For instance, if a company is sold on September 30, the closing of the books method would treat January 1 to September 30 as one distinct tax period for allocation. All income earned and expenses incurred during these nine months would be the seller’s responsibility. Any income and expenses from October 1 to December 31 would fall to the buyer.

In contrast, the pro-rata method is used for non-income-based taxes that accrue consistently over time, like property taxes or certain franchise taxes. This method avoids the complexity of a detailed accounting cut-off by allocating the tax liability based on the number of days in the period. The total tax for the entire straddle period is calculated and then divided on a per-day basis.

To illustrate the pro-rata method, consider a company with an annual property tax bill of $36,500. If the business is sold with 100 days remaining in the tax year, the seller would be responsible for the taxes corresponding to the first 265 days of the year. The buyer would be responsible for the final 100 days.

Key Contractual Provisions for Straddle Claims

The purchase agreement contains several provisions that establish rules for managing straddle period tax matters. These clauses are operational, focusing on which party has control and what duties they owe each other after the deal has closed. They are designed to ensure tax filings are handled correctly.

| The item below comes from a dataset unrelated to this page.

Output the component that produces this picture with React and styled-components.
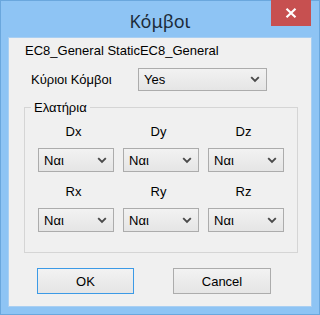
import React from "react";
import styled, { createGlobalStyle } from "styled-components";

const GlobalStyle = createGlobalStyle`
  html, body {
    margin: 0;
    padding: 0;
    background: #ffffff;
  }
  * {
    box-sizing: border-box;
  }
`;

const Window = styled.div`
  width: 320px;
  height: 315px;
  background: #8ec4f4;
  border: 1px solid #6aa7dd;
  display: flex;
  flex-direction: column;
  font-family: "Liberation Sans", Arial, sans-serif;
  font-size: 13px;
  color: #000;
`;

const TitleBar = styled.div`
  position: relative;
  height: 36px;
  display: flex;
  align-items: center;
  justify-content: center;
  padding-top: 4px;
`;

const Title = styled.div`
  font-family: "Noto Sans", "Open Sans", sans-serif;
  font-size: 18px;
  color: #1c2b3a;
`;

const CloseButton = styled.div`
  position: absolute;
  top: -1px;
  right: 8px;
  width: 40px;
  height: 26px;
  background: #c75050;
  display: flex;
  align-items: center;
  justify-content: center;
`;

const Client = styled.div`
  flex: 1;
  margin: 0 7px 7px 7px;
  background: #f0f0f0;
  border: 1px solid #a9cff2;
  padding: 5px 0 0 16px;
  display: flex;
  flex-direction: column;
`;

const Line = styled.div`
  line-height: 15px;
`;

const FormRow = styled.div`
  display: flex;
  align-items: center;
  margin-top: 10px;
  padding-left: 6px;
`;

const RowLabel = styled.div`
  width: 107px;
  line-height: 15px;
`;

const Box = styled.div`
  width: ${(p) => p.$w}px;
  height: ${(p) => p.$h || 23}px;
  border: 1px solid #acacac;
  background: linear-gradient(#f2f2f2, #e5e5e5);
  display: flex;
  align-items: center;
  justify-content: space-between;
  padding: 0 6px 0 5px;
  line-height: 15px;
`;

const Chevron = () => (
  <svg width="10" height="7" viewBox="0 0 10 7">
    <path d="M1.2 1.2 L5 5 L8.8 1.2" fill="none" stroke="#4a4a4a" strokeWidth="1.9" />
  </svg>
);

const Dropdown = ({ value, width, height }) => (
  <Box $w={width} $h={height}>
    <span>{value}</span>
    <Chevron />
  </Box>
);

const Group = styled.fieldset`
  margin: 9px 0 0 -1px;
  width: 274px;
  border: 1px solid #d5d5d5;
  padding: 0;
  min-width: 0;
`;

const Legend = styled.legend`
  margin-left: 6px;
  padding: 0 3px;
  line-height: 15px;
`;

const Grid = styled.div`
  display: grid;
  grid-template-columns: repeat(3, 76px);
  column-gap: 9px;
  row-gap: 12px;
  padding: 9px 13px 20px 13px;
`;

const Cell = styled.div`
  display: flex;
  flex-direction: column;
  align-items: center;
  gap: 9px;
`;

const AxisLabel = styled.div`
  line-height: 15px;
  margin-right: 5px;
`;

const Buttons = styled.div`
  display: flex;
  gap: 39px;
  margin-top: 15px;
  padding-left: 12px;
`;

const Button = styled.div`
  width: ${(p) => p.$w}px;
  height: 26px;
  border: 1px solid ${(p) => (p.$default ? "#3c9ae6" : "#acacac")};
  background: linear-gradient(#f2f2f2, #e5e5e5);
  display: flex;
  align-items: center;
  justify-content: center;
  line-height: 15px;
`;

const axes = ["Dx", "Dy", "Dz", "Rx", "Ry", "Rz"];

export default function App() {
  return (
    <>
      <GlobalStyle />
      <Window>
        <TitleBar>
          <Title>Κόμβοι</Title>
          <CloseButton>
            <svg width="12" height="10" viewBox="0 0 12 10">
              <path d="M1.5 0.8 L10.5 9.2 M10.5 0.8 L1.5 9.2" stroke="#fff" strokeWidth="2.2" />
            </svg>
          </CloseButton>
        </TitleBar>
        <Client>
          <Line>EC8_General StaticEC8_General</Line>
          <FormRow>
            <RowLabel>Κύριοι Κόμβοι</RowLabel>
            <Dropdown value="Yes" width={129} />
          </FormRow>
          <Group>
            <Legend>Ελατήρια</Legend>
            <Grid>
              {axes.map((a) => (
                <Cell key={a}>
                  <AxisLabel>{a}</AxisLabel>
                  <Dropdown value="Nαι" width={76} height={24} />
                </Cell>
              ))}
            </Grid>
          </Group>
          <Buttons>
            <Button $w={97} $default>OK</Button>
            <Button $w={98}>Cancel</Button>
          </Buttons>
        </Client>
      </Window>
    </>
  );
}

A provision specifies which party is responsible for preparing and filing the tax return for the straddle period. Since the buyer owns the company when the return is due, this responsibility falls to them. The agreement will stipulate that the buyer must prepare the return consistent with the company’s past practices and provide the seller with a draft for review and comment.

Another clause governs the control of tax contests. This provision outlines who manages any audit, inquiry, or litigation with a tax authority concerning a straddle period item. The party with the greater potential financial exposure will have the right to control the contest. For example, the seller would likely control a dispute related to pre-closing income.

The agreement will also include cooperation and access to information covenants. These clauses legally obligate both the buyer and seller to assist each other in tax matters. This includes providing access to necessary books, records, and making employees available to file tax returns or respond to an audit.

Procedural Steps for Handling a Claim

When a tax authority initiates an audit or sends a notice of assessment for a straddle period, procedural steps in the purchase agreement are put into motion. The process begins when one party receives an official notice from a government entity, such as the IRS or a state tax agency.

Upon receipt of a tax notice, the receiving party must promptly inform the other party in writing. The purchase agreement will specify a timeframe for this notification, often within 10 to 20 days, to ensure the other party has adequate time to respond. Failure to provide timely notice can result in the notifying party forfeiting its right to indemnification for the tax claim.

Once notice is given, the “control of contest” provisions from the agreement become active. The designated party takes the lead in communications with the tax authority and makes strategic decisions. The non-controlling party usually retains the right to participate, review correspondence, and approve any final settlement if it would affect their own tax liability.

Throughout this process, the cooperation covenants are applied. The parties exchange necessary documents, such as historical accounting records and invoices, to build a defense or verify the accuracy of the tax filing. This collaborative effort is important for managing the claim and presenting a unified front to the tax authority.

The final step occurs after the claim is resolved through a settlement or a final court ruling. Based on the allocation methods in the purchase agreement, one party will indemnify, or reimburse, the other for its share of the tax liability, interest, and any penalties.